Sometimes, the separate lines are different records in a collection. Consider this string that consists of different names, one per line:

let classList =
`Dee, Ruby
Kay, Alan
Vee, Bobby`;

Processing Strings Containing Structured Data

With a string of this sort, we can use a few methods in the String class to decompose the string into its parts, and work with those parts.

Each line in a multi-line string ends with a newline character, which is written as '\n'. The backslash means that the 'n' is not the character, but the code for a newline.

We can split a string at a separator using the split() method. It returns an array of substrings that lie around and between the separators. If we split classList using '\n', we get an array with three strings, one for each line in the string:

> let classListArr = classList.split('\n');
> classListArr
[ 'Dee, Ruby', 'Kay, Alan', 'Vee, Bobby' ]

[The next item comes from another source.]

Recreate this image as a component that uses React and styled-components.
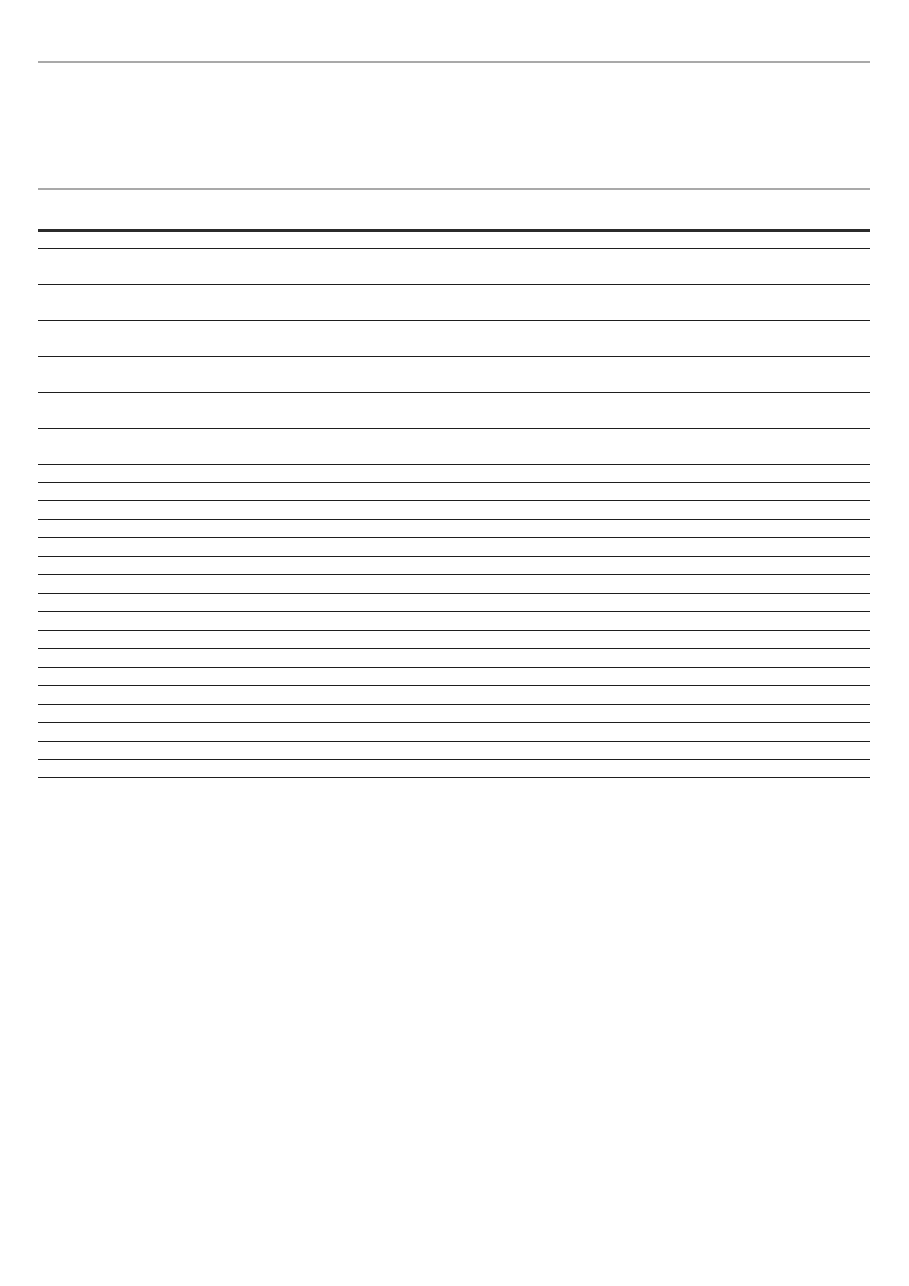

Notice that each entry in classListArr is a name in "lastname, firstname" format. If we want, we can split each name into its parts, using split() with the comma:

> let ruby = classListArr[0];
> ruby
'Dee, Ruby'
> let rubyParts = ruby.split(',');
> rubyParts
[ 'Dee', ' Ruby' ]

With a for statement or a call to forEach, we can split all of the names into an array containing the last name and the first name.

Notice that the space following the comma is included in the first name strings. To use these names on our web pages, we would want to eliminate any spaces at the beginning and end of the strings.

The trim() method does the job. s.trim() returns a new string with leading and trailing whitespace removed from s:

> rubyParts[1]
' Ruby'
> rubyParts[1].trim()
'Ruby'

trim() is useful for cleaning up strings that users type into web forms, or data we get from spreadsheets.

With split() and trim() in hand, we can write loops that decompose a file or a long string into its individual parts, which can use to create, say, a long nested list of entries, or a table made from spreadsheet data.

We will do just that later this week.